Result: The fund boasts 14%. Your actual wealth grew at a ~7-8% CAGR. The gap is your “behavioral tax” and “cost drag.”

How to Bridge the Gap: Aligning Returns with Real Wealth

  1. Focus on Your Portfolio Return, Not Individual Fund Returns: Use a portfolio tracker to calculate your personal XIRR (Excel’s function for IRR). This is your true money-weighted return. This is the only number that matters.
  2. Embrace Unsexy Discipline: Create a strategic asset allocation. Invest systematically (SIP/STP). Rebalance annually. Do not react to market noise. Write down your plan and stick to it.
  3. Radically Simplify Your Portfolio: Own 3-4 well-chosen, low-cost funds (e.g., a Nifty 50 Index Fund, a focused flexicap fund, an international fund). This reduces overlap, costs, and behavioral temptation.
  4. Choose “Growth” Over “Dividend”: Let compounding work its magic internally. Withdraw systematically when you need income, maintaining control over taxes and principal.
  5. Be a Fee-Conscious Investor: Hunt for low-cost index funds and ETFs. Every 0.5% saved in TER compounds into significant additional wealth over decades.
  6. Tax-Aware, Not Tax-Obsessed: Understand tax implications, but don’t let the “tax tail wag the investment dog.” Focus on post-tax returns, but prioritize a sound long-term strategy over short-term tax avoidance.

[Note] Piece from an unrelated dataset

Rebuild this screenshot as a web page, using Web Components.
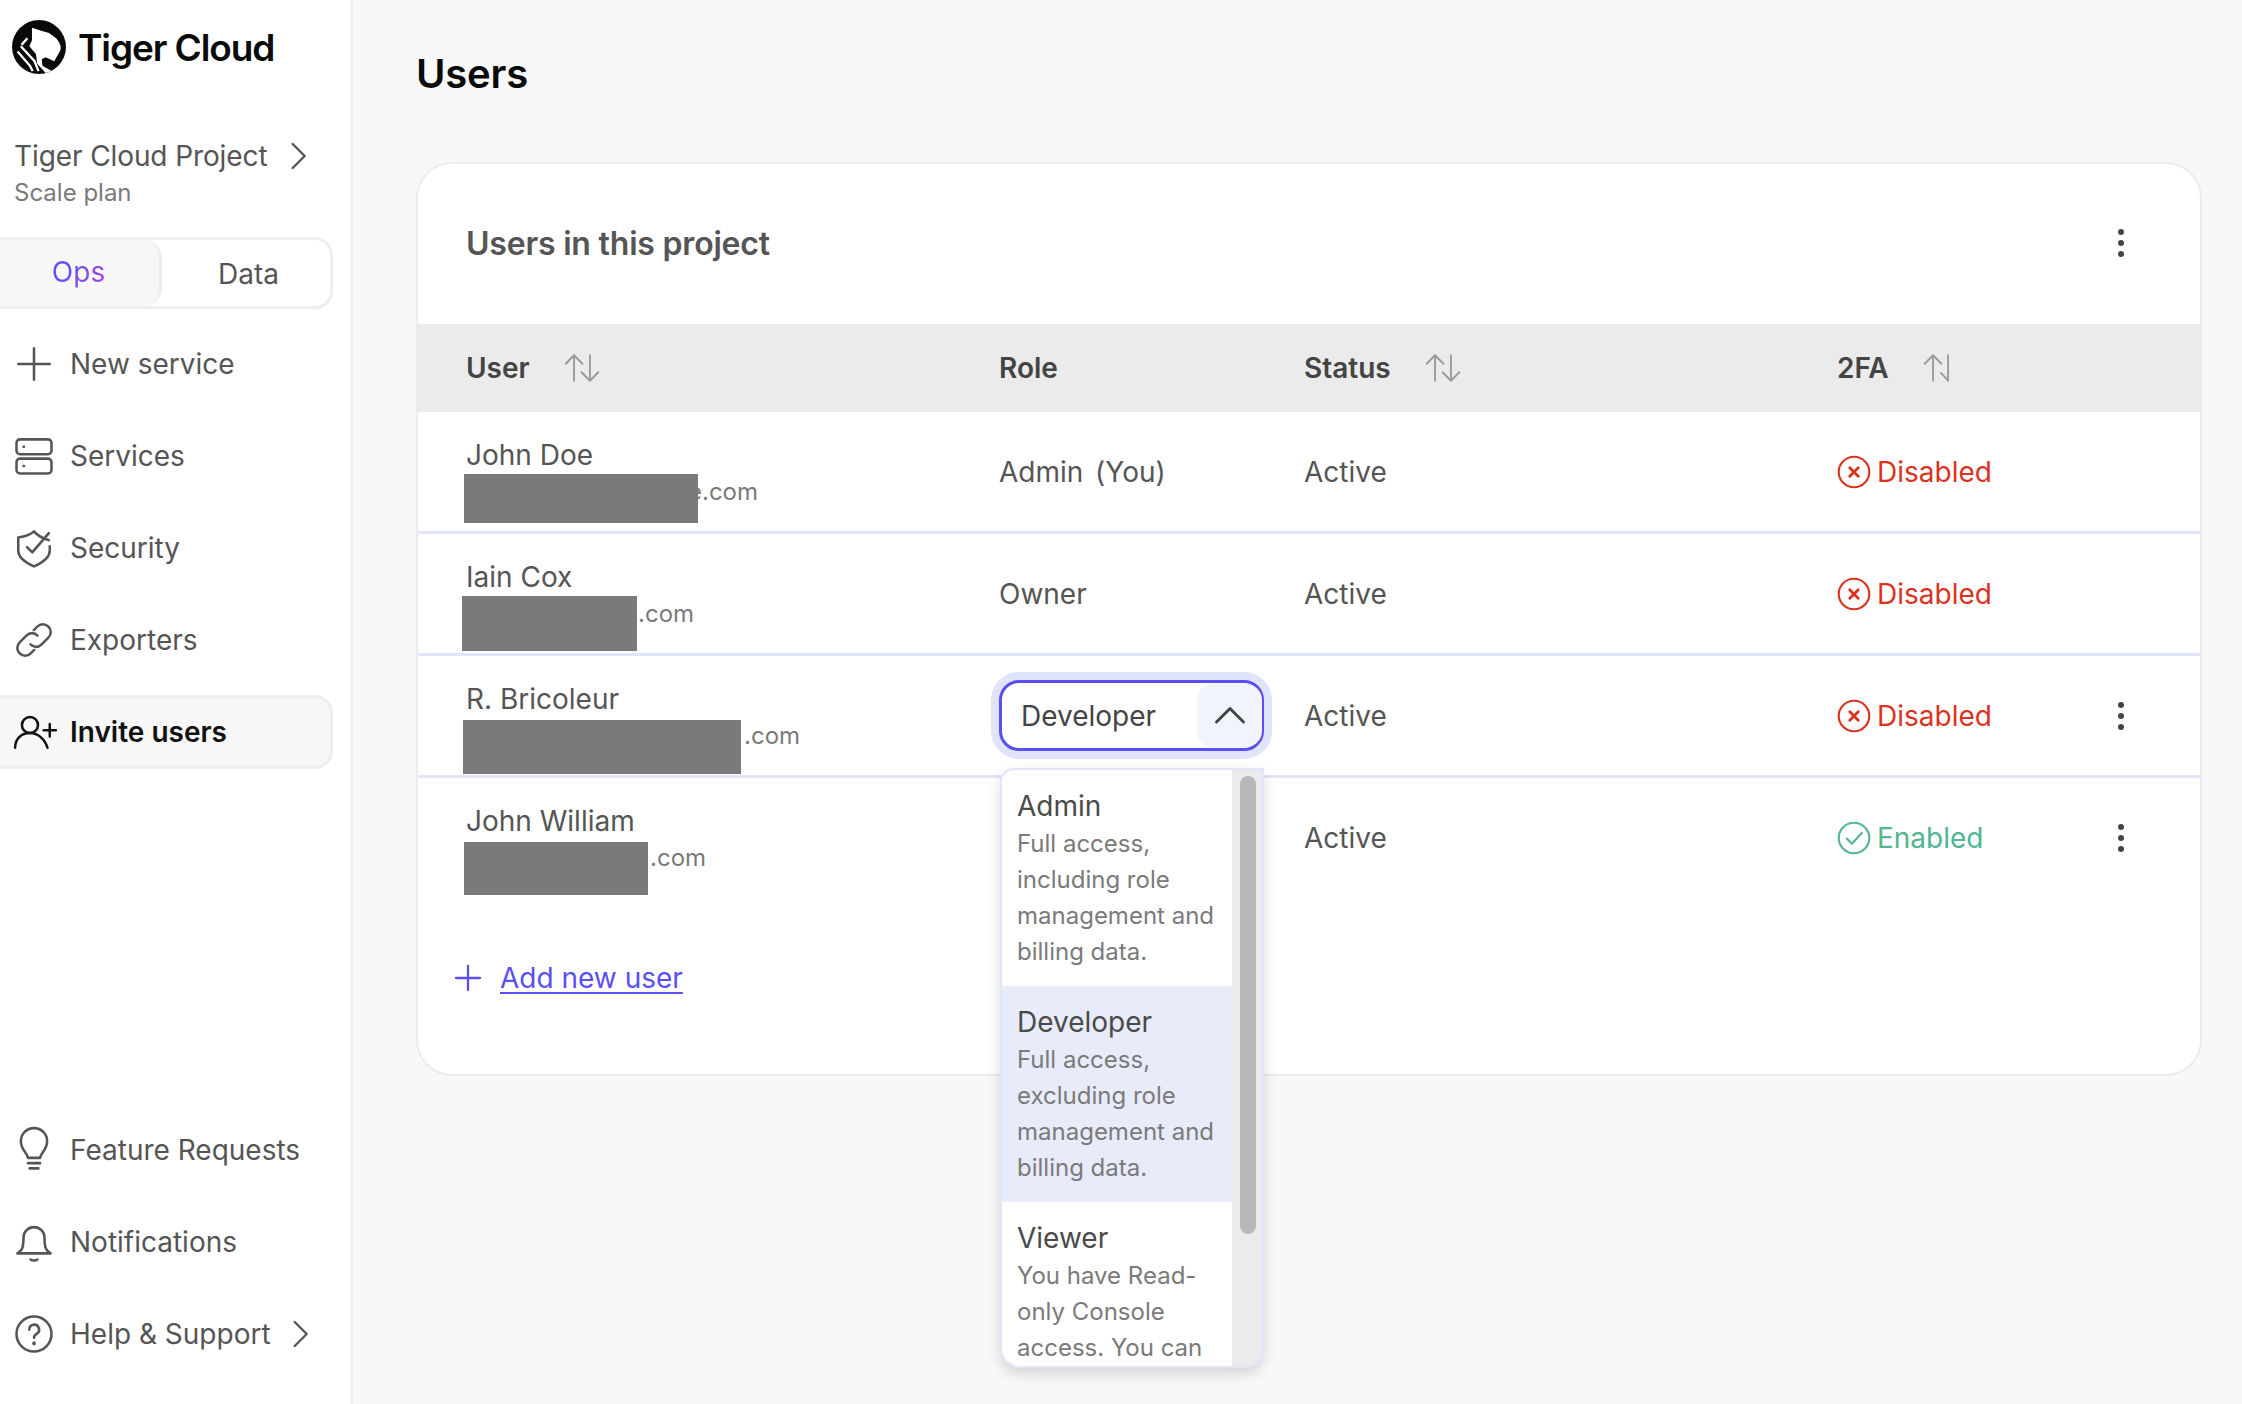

Final Thought: Redefining Success

The financial industry is engineered to make you focus on the wrong metric—the fund’s past return. True financial success is not about picking the top-performing fund last year. It’s about the disciplined accumulation of wealth in your account over the long term.

Stop comparing your portfolio to the latest “star fund” return. Instead, compare your progress toward your personal financial goals. Is your actual account balance on track to buy that house, fund that education, or secure that retirement? That is the only benchmark that counts. Close the behavioral gap, plug the cost leaks, and you’ll finally see the wealth on your statement transform into the wealth in your life.

— A thoughtful analysis for the mindful investor.